Time-Out Billing: Plan Around Cutoffs, Not Just Labor Hours
At least one Seattle-area rental policy explicitly defines a rental day as 24 hours and notes equipment is charged by time out, not time used. That means a bender delivered Monday morning and returned Tuesday afternoon can bill as 2 days even if your bending labor was only 3 hours. Align delivery and return with yard cutoffs, and avoid taking delivery before sleeves/racks are actually ready.
Excess Usage / Overtime: Two Common Models
Depending on fleet and contract type, overtime can be billed either (a) as a fraction of the daily rate per hour (example published at 1/6 of the daily rate per overtime hour) or (b) as a metered-hours model with included hours (day 8, week 40, month 160) and overtime at 1.5x the hourly rate beyond those included hours. For electrical rough-in, you’ll most often feel this when you run extended shifts to hit energization or when a crew uses the bender across multiple shifts without coordinating the rental term.
Accessories And Add-Ons To Budget (Shoes, PVC Heating, And Power)
“Bender only” rentals are rarely turnkey for multi-size rough-in work. The procurement risk is not the base bender rate; it’s showing up without the correct shoes/dies, or without compliant power, and then burning rental time while you scramble.
- Shoes/dies are often separate line items: published rental catalogs show shoe group rentals commonly priced around $25/day, $100/week, $250/month, with specialty shoe groups (PVC-coated) as high as $50/day, $200/week, $450/month. If your design has both EMT and rigid/IMC in the same week, carrying two shoe groups at once can materially change the weekly total.
- PVC heat box bender (if your rough-in includes larger PVC sweeps): a Seattle-area listing shows $58/day, $232/week, $580/month, and a $10/day PVC plug set. If you only need PVC heating for a single day, don’t automatically keep it for the week “just in case.”
- Power readiness for electric benders: the 555C spec indicates 120 VAC and 20 AMP GFCI. On Seattle TI sites, that frequently means coordinating with temp power and ensuring the receptacle is on the same floor as the bender staging area—otherwise the crew spends time on cord routing and elevator moves while the rental clock runs.
Return-Condition Controls That Prevent Backcharges
Backcharges are often small individually, but they add up across multiple tool tickets. Use these controls to keep conduit bender hire costs tight:
- Photo at delivery: capture serial number, shoe inventory, and any pre-existing damage.
- Photo at return: include the same angles plus close-ups of rollers, hook points, and gauge/controls.
- Clean-before-return SOP: at least one Seattle-area rental policy states equipment is expected back clean and that cleaning charges apply if not. Assign a specific labor line (e.g., 0.5 hour) in the closeout plan rather than hoping someone does it at the end of the day.
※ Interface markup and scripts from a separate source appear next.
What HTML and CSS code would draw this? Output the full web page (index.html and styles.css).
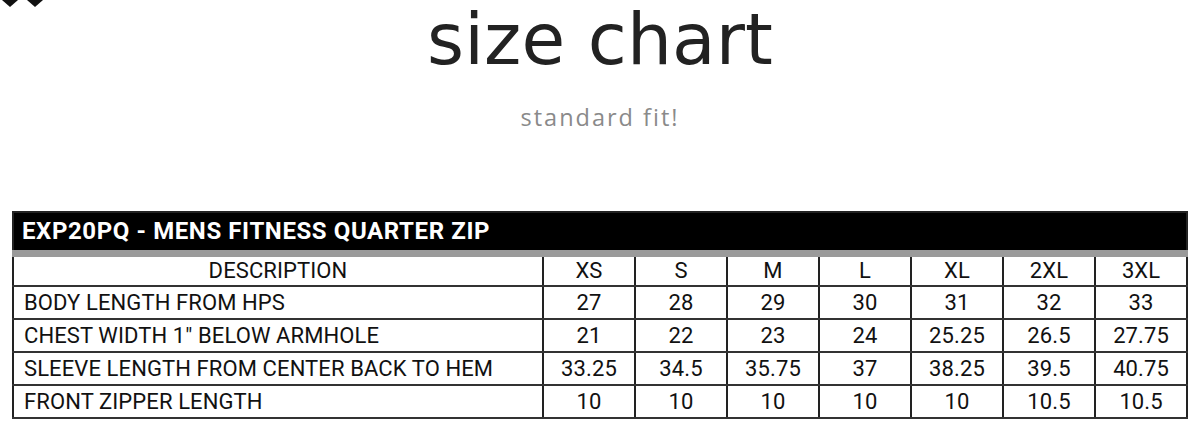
FILE: index.html
```html
<!DOCTYPE html>
<html>
<head>
<meta charset="utf-8">
<link rel="stylesheet" href="styles.css">
</head>
<body>
<svg class="corner" width="48" height="8" viewBox="0 0 48 8">
  <path d="M2 0 L18 0 L10 7 Z" fill="#111"/>
  <path d="M27 0 L43 0 L35 7 Z" fill="#111"/>
</svg>
<header class="head">
  <h1 class="title">size chart</h1>
  <p class="subtitle">standard fit!</p>
</header>
<section class="chart">
  <table class="sizes">
    <colgroup>
      <col class="c-desc"><col class="c-size"><col class="c-size"><col class="c-size"><col class="c-size"><col class="c-size"><col class="c-size"><col class="c-size">
    </colgroup>
    <thead>
      <tr class="bar"><th colspan="8">EXP20PQ - MENS FITNESS QUARTER ZIP</th></tr>
      <tr class="labels"><th>DESCRIPTION</th><th>XS</th><th>S</th><th>M</th><th>L</th><th>XL</th><th>2XL</th><th>3XL</th></tr>
    </thead>
    <tbody>
      <tr><td>BODY LENGTH FROM HPS</td><td>27</td><td>28</td><td>29</td><td>30</td><td>31</td><td>32</td><td>33</td></tr>
      <tr><td>CHEST WIDTH 1" BELOW ARMHOLE</td><td>21</td><td>22</td><td>23</td><td>24</td><td>25.25</td><td>26.5</td><td>27.75</td></tr>
      <tr><td>SLEEVE LENGTH FROM CENTER BACK TO HEM</td><td>33.25</td><td>34.5</td><td>35.75</td><td>37</td><td>38.25</td><td>39.5</td><td>40.75</td></tr>
      <tr><td>FRONT ZIPPER LENGTH</td><td>10</td><td>10</td><td>10</td><td>10</td><td>10</td><td>10.5</td><td>10.5</td></tr>
    </tbody>
  </table>
</section>
</body>
</html>
```
FILE: styles.css
```css
html, body {
  margin: 0;
  padding: 0;
  background: #fff;
}
body {
  width: 1200px;
  height: 438px;
  overflow: hidden;
  position: relative;
  font-family: "DejaVu Sans", sans-serif;
}
.corner {
  position: absolute;
  left: 0;
  top: 0;
}
.head {
  display: flex;
  flex-direction: column;
  align-items: center;
}
.title {
  margin: 0;
  padding-left: 0;
  font-family: "DejaVu Sans", sans-serif;
  font-weight: 400;
  font-size: 71px;
  line-height: 80px;
  color: #222;
  letter-spacing: 0.1px;
}
.subtitle {
  margin: 22px 0 0;
  font-family: "Open Sans", sans-serif;
  font-weight: 400;
  font-size: 23.5px;
  line-height: 30px;
  color: #8a8a8a;
  letter-spacing: 2px;
}
.chart {
  padding: 0 0 0 12px;
  margin-top: 79px;
}
.sizes {
  border-collapse: collapse;
  width: 1174px;
  table-layout: fixed;
  font-family: "Roboto", sans-serif;
  color: #111;
  border: 2px solid #222;
}
.c-desc { width: 530px; }
.c-size { width: 92px; }
.bar th {
  background: #000;
  color: #fff;
  height: 41px;
  padding: 0 0 0 8px;
  text-align: left;
  font-size: 24px;
  font-weight: 700;
  letter-spacing: 0.6px;
  border-bottom: 7px solid #9a9a9a;
  box-sizing: border-box;
}
.labels th,
.sizes td {
  height: 33px;
  padding: 0;
  box-sizing: border-box;
  font-size: 22px;
  font-weight: 400;
  letter-spacing: 0.1px;
  text-align: center;
  border-left: 2px solid #222;
  border-right: 2px solid #222;
  border-top: 2px solid #333;
  border-bottom: 2px solid #333;
}
.labels th {
  border-top: none;
}
.sizes td:first-child {
  text-align: left;
  padding-left: 10px;
}
```
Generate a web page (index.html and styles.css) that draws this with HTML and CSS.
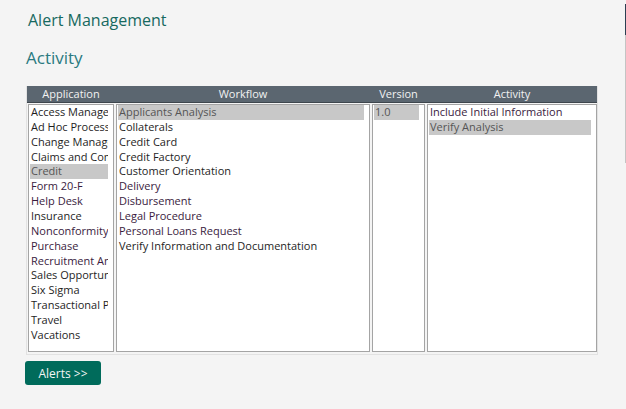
FILE: index.html
```html
<!DOCTYPE html>
<html lang="en">
<head>
<meta charset="utf-8">
<title>Alert Management</title>
<link rel="stylesheet" href="styles.css">
</head>
<body>
<div class="page">
  <main class="content">
    <h1 class="app-title">Alert Management</h1>
    <h2 class="section-title">Activity</h2>
    <div class="panel">
      <div class="grid-head">
        <div class="col-label">Application</div>
        <div class="col-label">Workflow</div>
        <div class="col-label">Version</div>
        <div class="col-label">Activity</div>
      </div>
      <div class="grid-body">
        <ul class="list">
          <li class="item">Access Management</li>
          <li class="item">Ad Hoc Process</li>
          <li class="item">Change Management</li>
          <li class="item">Claims and Complaints</li>
          <li class="item selected">Credit</li>
          <li class="item visited">Form 20-F</li>
          <li class="item visited">Help Desk</li>
          <li class="item">Insurance</li>
          <li class="item visited">Nonconformity</li>
          <li class="item visited">Purchase</li>
          <li class="item visited">Recruitment Analysis</li>
          <li class="item">Sales Opportunity</li>
          <li class="item">Six Sigma</li>
          <li class="item">Transactional Process</li>
          <li class="item">Travel</li>
          <li class="item">Vacations</li>
        </ul>
        <ul class="list">
          <li class="item selected">Applicants Analysis</li>
          <li class="item">Collaterals</li>
          <li class="item">Credit Card</li>
          <li class="item">Credit Factory</li>
          <li class="item">Customer Orientation</li>
          <li class="item visited">Delivery</li>
          <li class="item visited">Disbursement</li>
          <li class="item visited">Legal Procedure</li>
          <li class="item visited">Personal Loans Request</li>
          <li class="item">Verify Information and Documentation</li>
        </ul>
        <ul class="list">
          <li class="item selected">1.0</li>
        </ul>
        <ul class="list">
          <li class="item visited">Include Initial Information</li>
          <li class="item selected">Verify Analysis</li>
        </ul>
      </div>
    </div>
    <button class="btn" type="button">Alerts &gt;&gt;</button>
  </main>
  <div class="edge-strip">
    <div class="edge-dark"></div>
    <div class="edge-grey"></div>
  </div>
</div>
</body>
</html>
```

FILE: styles.css
```css
* { box-sizing: border-box; }
html, body { margin: 0; padding: 0; }
body {
  background: #f4f4f4;
  font-family: "Open Sans", "Liberation Sans", sans-serif;
  color: #222;
  height: 409px;
  overflow: hidden;
}
.page {
  display: flex;
  height: 409px;
}
.content {
  flex: 1;
  padding: 9px 0 0 26px;
}
.app-title {
  margin: 0 0 0 2px;
  font-size: 16px;
  line-height: 22px;
  font-weight: 400;
  color: #17695f;
}
.section-title {
  margin: 15px 0 0 0;
  font-size: 17px;
  line-height: 24px;
  font-weight: 400;
  color: #2a7a80;
}
.panel {
  margin-top: 16px;
  width: 572px;
  border: 1px solid #e2e2e2;
  border-top: none;
  background: #f4f4f4;
}
.grid-head,
.grid-body {
  display: grid;
  grid-template-columns: 86px 254px 53px 170px;
  column-gap: 2px;
}
.grid-head {
  background: #5b6670;
  border-bottom: 1px solid #3e464d;
  height: 17px;
  padding: 0 1px;
}
.col-label {
  color: #f2f2f2;
  font-size: 11px;
  line-height: 16px;
  text-align: center;
}
.grid-body {
  padding: 1px 1px 2px 1px;
}
.list {
  list-style: none;
  margin: 0;
  height: 248px;
  padding: 0 5px 1px 1px;
  background: #fff;
  border: 1px solid #a4a4a4;
  overflow: hidden;
}
.item {
  font-size: 11px;
  line-height: 14.87px;
  height: 14.87px;
  padding-left: 1px;
  white-space: nowrap;
  overflow: hidden;
  color: #1e1e1e;
}
.item.visited { color: #3a1c3e; }
.item.selected {
  background: #c8c8c8;
  color: #555;
}
.btn {
  margin-top: 6px;
  margin-left: -1px;
  width: 76px;
  height: 24px;
  border: none;
  border-radius: 3px;
  background: #006b5b;
  color: #f4f4f4;
  font-family: "Open Sans", "Liberation Sans", sans-serif;
  font-size: 12px;
  padding: 0;
}
.edge-strip {
  width: 1px;
  display: flex;
  flex-direction: column;
  padding-top: 4px;
}
.edge-dark {
  height: 31px;
  background: #2b3f52;
}
.edge-grey {
  height: 128px;
  background: #c4c4c4;
}
```
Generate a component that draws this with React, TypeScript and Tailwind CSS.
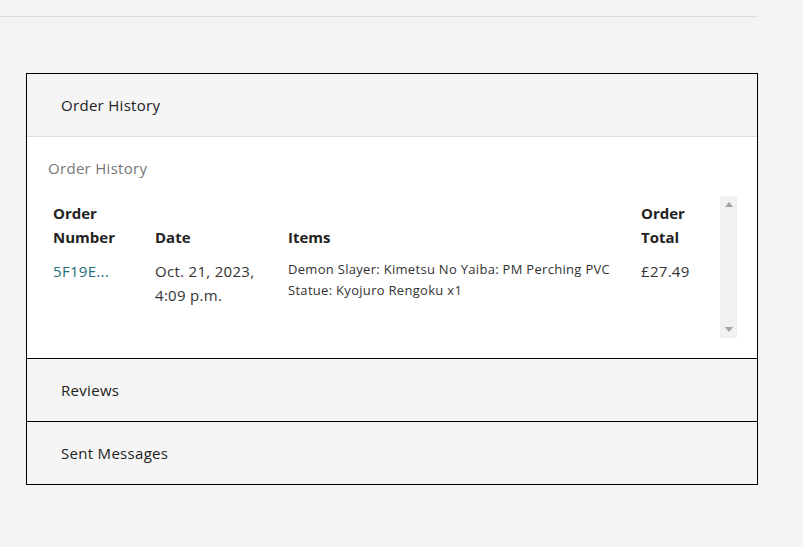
import React from "react";

export default function App() {
  const font = { fontFamily: '"Open Sans", "Noto Sans", sans-serif' };
  return (
    <div className="min-h-[547px] w-full bg-[#f3f3f3] tracking-[0.3px]" style={font}>
      <div className="h-[17px] w-[758px] border-b border-[#dcdcdc]" />
      <div className="ml-[26px] mt-[56px] w-[732px] border border-black bg-white">
        <div className="flex h-[63px] items-center border-b border-[#dedede] bg-[#f5f5f5] pl-[34px] text-[15px] text-[#222]">
          Order History
        </div>
        <div className="border-b border-black bg-white pb-[20px] pl-[21px] pr-[20px] pt-[20px]">
          <div className="text-[15px] leading-[22px] text-[#777]">Order History</div>
          <div className="mt-[17px] flex h-[142px]">
            <div className="w-[672px] overflow-hidden">
              <table className="w-full border-collapse text-left">
                <thead>
                  <tr className="align-bottom text-[15px] font-bold leading-[24px] tracking-normal text-[#222]">
                    <th className="w-[102px] p-[5px] font-bold">Order<br />Number</th>
                    <th className="w-[133px] p-[5px] font-bold">Date</th>
                    <th className="w-[353px] p-[5px] font-bold">Items</th>
                    <th className="p-[5px] font-bold">Order<br />Total</th>
                  </tr>
                </thead>
                <tbody>
                  <tr className="align-top text-[15px] leading-[24px] text-[#333]">
                    <td className="p-[5px] text-[#21707c]">5F19E...</td>
                    <td className="p-[5px]">Oct. 21, 2023,<br />4:09 p.m.</td>
                    <td className="p-[5px] text-[13px] leading-[21px]">
                      Demon Slayer: Kimetsu No Yaiba: PM Perching PVC Statue: Kyojuro Rengoku x1
                    </td>
                    <td className="p-[5px]">£27.49</td>
                  </tr>
                </tbody>
              </table>
            </div>
            <div className="flex w-[17px] flex-col items-center justify-between bg-[#f1f1f1] py-[6px]">
              <svg width="8" height="5" viewBox="0 0 8 5"><path d="M4 0L8 5H0Z" fill="#a3a3a3" /></svg>
              <svg width="8" height="5" viewBox="0 0 8 5"><path d="M0 0H8L4 5Z" fill="#a3a3a3" /></svg>
            </div>
          </div>
        </div>
        <div className="flex h-[63px] items-center border-b border-black bg-[#f5f5f5] pl-[34px] text-[15px] text-[#222]">
          Reviews
        </div>
        <div className="flex h-[62px] items-center bg-[#f5f5f5] pl-[34px] text-[15px] text-[#222]">
          Sent Messages
        </div>
      </div>
    </div>
  );
}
- Fuel/power expectations: published policies may send equipment out “full” and expect it back “full,” with fuel charges if not. While this is more relevant to engines than conduit benders, it often applies to any engine-driven support equipment you rent alongside bending tools. Treat it as a closeout checklist item.
- Deposit and protection plan documentation: if you’re paying deposits (example minimum $20) and/or protection (example 12%), ensure your accounts payable team matches those to the correct job and closes the ticket promptly after return.
Seattle Planning Notes For 2026 Conduit Bender Equipment Hire
For 2026 estimating in Seattle, treat conduit bender rentals as “low-dollar but schedule-critical.” The dollar values (especially for hand and mechanical benders) rarely break a bid, but the wrong tool choice or missing shoe set can burn a day of rough-in productivity and create cascading overtime. Use published local benchmarks (e.g., $28/day for a mechanical/ratchet bender and $8/day for a hand bender) to anchor small-tool pricing, and use a published Puget Sound powered bender benchmark ($125/day, $500/week, $1,000/month) to anchor the feeder-size tier. Then add Seattle-appropriate logistics allowances (delivery windows, standby risk, and return-condition controls) so the final equipment hire cost reflects the city’s real constraints rather than just a catalog day rate.